High Court rules that President can appoint Senior Counsel

Guyana’s High Court has ruled that the President has the power to appoint Senior Counsel.

Justice Nareshwar Harnanan in a detailed ruling on the matter of Timothy Jonas vs the Attorney General et al declared that the Executive President retains the prerogative of the sovereign to elevate members of the local bar to the dignity of senior counsel.

Jonas had challenged last year’s appointment by former President David Granger of four senior counsel. The main argument he advanced was that the appointments made by Granger interferes with the jurisdiction of the Judiciary.

In his affidavit filed in support of the application, Jonas maintained that the power and discretion to admit persons to practice at the Bar, to preside over such persons, to discipline, suspend and disbar such persons is conferred by the provisions of the Legal Practitioners Act and common law on the High Court, the Supreme Court of Judicature of Guyana.

The Full Bench of the High Court, he argued in his original submission, has from time to time in the exercise of an inherent jurisdiction, exercised a discretion to confer on attorneys who have practiced with distinction, the dignity of Senior Counsel.

He therefore contended that insofar as the President—a member of the executive, purports to make a decision within the province of the inherent discretion of the High Court, his trespass into the realm of the judiciary violates Article 122 of the Constitution, and is “illegal and void.”

That article states “All courts and all persons presiding over the courts shall exercise their functions independently of the control and direction of any other person or authority; and shall be free and independent from political, executive and any other form of direction and control.”

Justice Harnanan in his ruling stated that Jonas failed to prove his case.

“This Court is of the view that there is no nexus between the appointment of Senior Counsel by the President as he/she is empowered to do on their prerogative and the contention that the independence of the judiciary is somehow compromised by such an appointment or further than it is somehow an intrusion into the remit of the judiciary by the executive,” he proclaimed.

Specifically the judge explained that the appointment does not direct any judicial officer how they must treat the appointee before the Court; privileges afforded SC are in fact courtesies of a civilized society and a profession steeped in tradition rather than a legal right.

Justice Harnanan additionally pronounced that Jonas had not demonstrated to the Court that the President by exercising his prerogative to appoint SC prevented the judiciary from exercising their functions independently, subjected the Court to political or executive control, interfered with the Court’s administrative autonomy or prevented the Court’s funding from being a direct charge on the Consolidated Fund.

He consequently refused the Order sought by Jonas to quash as wholly void and ultra vires, what he termed the purported appointments made by Granger.

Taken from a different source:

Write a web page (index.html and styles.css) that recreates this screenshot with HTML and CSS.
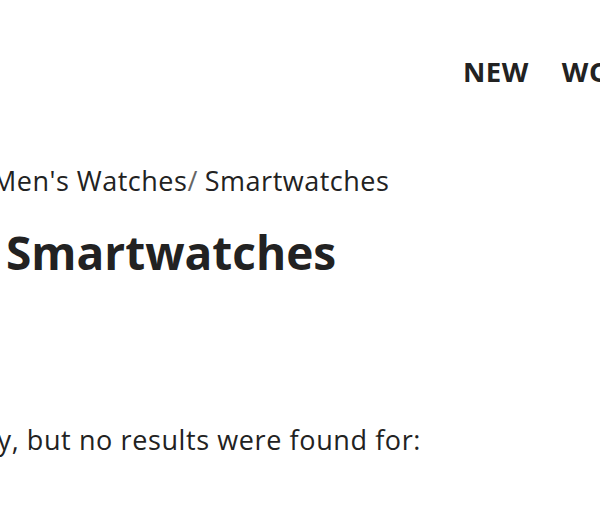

“This Court does not find the complaints made by the applicant to be meritorious. The President at this juncture is the repository of the prerogative power to appoint deserving attorneys at law to the dignity of senior counsel. There are no issues of unconstitutionality in the appointment process as it currently exists. The orders prayed for are therefore refused,” the Judge declared.

Justice Harnanan however called for there to be increased transparency of the criteria in the nomination and selection process.  “It cannot go unobserved that the manner of appointment is somewhat vague. This may lend itself to the perception that persons underserving of this esteemed honour may benefit because of some patronage or other,” he explained while welcoming a submission by Attorney General Anil Nandlall that a review of the manner of appointments is near. 

The ruling upheld  submissions made by Nandlall in defence as he had contended that the President, as the Supreme Executive Authority of Guyana, is vested with the exclusive prerogative to confer Silk upon attorneys-at-law.

Nandlall maintained that the prerogative or power to confer Silk was never vested in the judiciary of Guyana therefore the President’s prerogative to confer Silk does not infringe on judicial independence, nor is it unconstitutional in any other way. “The prerogative to confer Silk, is, as dictated by the Republic Act, common law, and convention, vested in the President of Guyana, who is the Supreme Executive Authority of the Republic of Guyana,” the AG’s submissions explained.

He noted that before independence the appointment of SC was made by letters patent issued by the Governor on instructions from the Queen.

“Since Independence the practice has settled down for appointments to be made by the Governor General (now the President) on the advice of the Chancellor tendered by the Attorney General as the appropriate Minister,” he stated.